* **TASK OBJECTIVE**: Copy all of the material word for word, except for the pictures.

___ RAW DATA ___

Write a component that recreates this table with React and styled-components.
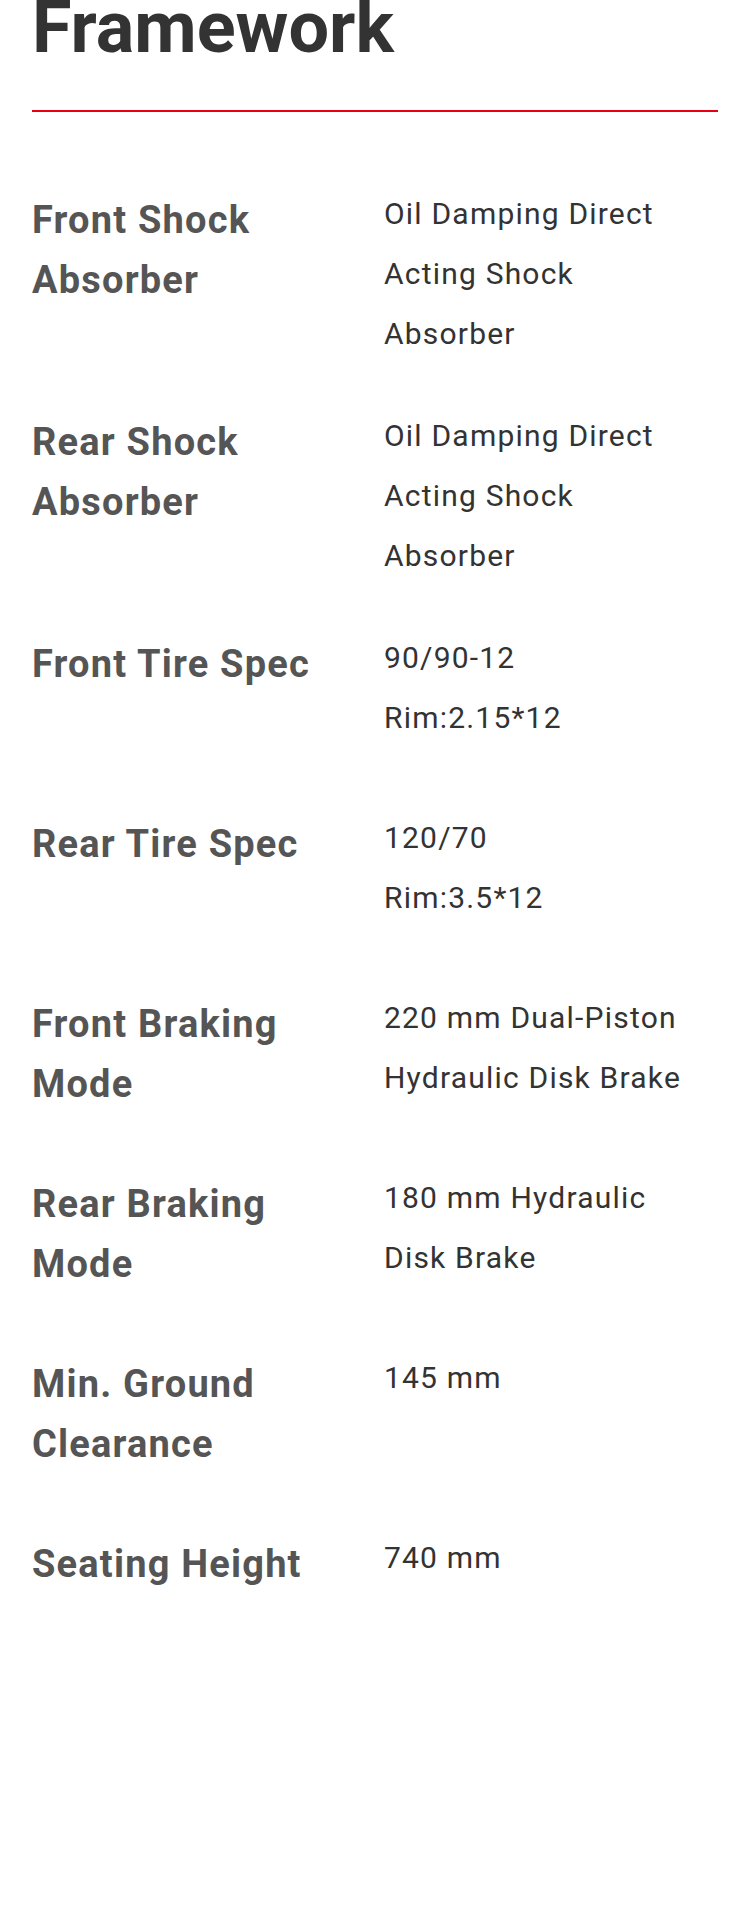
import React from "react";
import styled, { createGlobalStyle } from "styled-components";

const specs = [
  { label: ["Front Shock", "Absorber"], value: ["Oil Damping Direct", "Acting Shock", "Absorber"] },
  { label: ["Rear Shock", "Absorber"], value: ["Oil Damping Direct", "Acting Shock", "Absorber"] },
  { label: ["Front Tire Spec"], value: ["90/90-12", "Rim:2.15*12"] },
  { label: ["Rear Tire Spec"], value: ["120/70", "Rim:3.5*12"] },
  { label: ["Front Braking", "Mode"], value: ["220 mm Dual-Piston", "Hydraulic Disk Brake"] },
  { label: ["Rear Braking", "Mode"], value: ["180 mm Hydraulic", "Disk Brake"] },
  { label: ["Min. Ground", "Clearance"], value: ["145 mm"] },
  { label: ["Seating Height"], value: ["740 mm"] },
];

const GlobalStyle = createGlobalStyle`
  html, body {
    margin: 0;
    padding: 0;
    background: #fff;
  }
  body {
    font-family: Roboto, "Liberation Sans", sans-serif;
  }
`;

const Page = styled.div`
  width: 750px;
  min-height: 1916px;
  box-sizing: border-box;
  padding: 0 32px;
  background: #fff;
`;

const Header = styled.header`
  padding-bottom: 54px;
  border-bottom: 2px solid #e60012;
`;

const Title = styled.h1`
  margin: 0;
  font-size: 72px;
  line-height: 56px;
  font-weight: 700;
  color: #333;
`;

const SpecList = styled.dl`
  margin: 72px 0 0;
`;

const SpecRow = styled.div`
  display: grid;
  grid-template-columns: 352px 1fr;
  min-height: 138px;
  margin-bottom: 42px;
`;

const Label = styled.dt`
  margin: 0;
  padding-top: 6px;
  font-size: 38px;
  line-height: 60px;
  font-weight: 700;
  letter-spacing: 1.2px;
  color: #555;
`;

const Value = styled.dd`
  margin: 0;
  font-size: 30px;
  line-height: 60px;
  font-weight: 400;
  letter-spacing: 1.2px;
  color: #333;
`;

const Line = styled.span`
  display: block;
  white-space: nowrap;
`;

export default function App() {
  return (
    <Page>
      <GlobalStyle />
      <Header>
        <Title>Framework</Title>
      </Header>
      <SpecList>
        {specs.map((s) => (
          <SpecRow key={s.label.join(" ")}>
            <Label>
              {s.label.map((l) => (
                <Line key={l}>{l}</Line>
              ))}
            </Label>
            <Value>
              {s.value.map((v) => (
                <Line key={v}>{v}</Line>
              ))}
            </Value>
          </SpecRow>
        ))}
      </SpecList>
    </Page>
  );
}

___

* **TASK SOLUTION**:
Write a component that recreates this table with React and styled-components.
import React from "react";
import styled, { createGlobalStyle } from "styled-components";

const specs = [
  { label: ["Front Shock", "Absorber"], value: ["Oil Damping Direct", "Acting Shock", "Absorber"] },
  { label: ["Rear Shock", "Absorber"], value: ["Oil Damping Direct", "Acting Shock", "Absorber"] },
  { label: ["Front Tire Spec"], value: ["90/90-12", "Rim:2.15*12"] },
  { label: ["Rear Tire Spec"], value: ["120/70", "Rim:3.5*12"] },
  { label: ["Front Braking", "Mode"], value: ["220 mm Dual-Piston", "Hydraulic Disk Brake"] },
  { label: ["Rear Braking", "Mode"], value: ["180 mm Hydraulic", "Disk Brake"] },
  { label: ["Min. Ground", "Clearance"], value: ["145 mm"] },
  { label: ["Seating Height"], value: ["740 mm"] },
];

const GlobalStyle = createGlobalStyle`
  html, body {
    margin: 0;
    padding: 0;
    background: #fff;
  }
  body {
    font-family: Roboto, "Liberation Sans", sans-serif;
  }
`;

const Page = styled.div`
  width: 750px;
  min-height: 1916px;
  box-sizing: border-box;
  padding: 0 32px;
  background: #fff;
`;

const Header = styled.header`
  padding-bottom: 54px;
  border-bottom: 2px solid #e60012;
`;

const Title = styled.h1`
  margin: 0;
  font-size: 72px;
  line-height: 56px;
  font-weight: 700;
  color: #333;
`;

const SpecList = styled.dl`
  margin: 72px 0 0;
`;

const SpecRow = styled.div`
  display: grid;
  grid-template-columns: 352px 1fr;
  min-height: 138px;
  margin-bottom: 42px;
`;

const Label = styled.dt`
  margin: 0;
  padding-top: 6px;
  font-size: 38px;
  line-height: 60px;
  font-weight: 700;
  letter-spacing: 1.2px;
  color: #555;
`;

const Value = styled.dd`
  margin: 0;
  font-size: 30px;
  line-height: 60px;
  font-weight: 400;
  letter-spacing: 1.2px;
  color: #333;
`;

const Line = styled.span`
  display: block;
  white-space: nowrap;
`;

export default function App() {
  return (
    <Page>
      <GlobalStyle />
      <Header>
        <Title>Framework</Title>
      </Header>
      <SpecList>
        {specs.map((s) => (
          <SpecRow key={s.label.join(" ")}>
            <Label>
              {s.label.map((l) => (
                <Line key={l}>{l}</Line>
              ))}
            </Label>
            <Value>
              {s.value.map((v) => (
                <Line key={v}>{v}</Line>
              ))}
            </Value>
          </SpecRow>
        ))}
      </SpecList>
    </Page>
  );
}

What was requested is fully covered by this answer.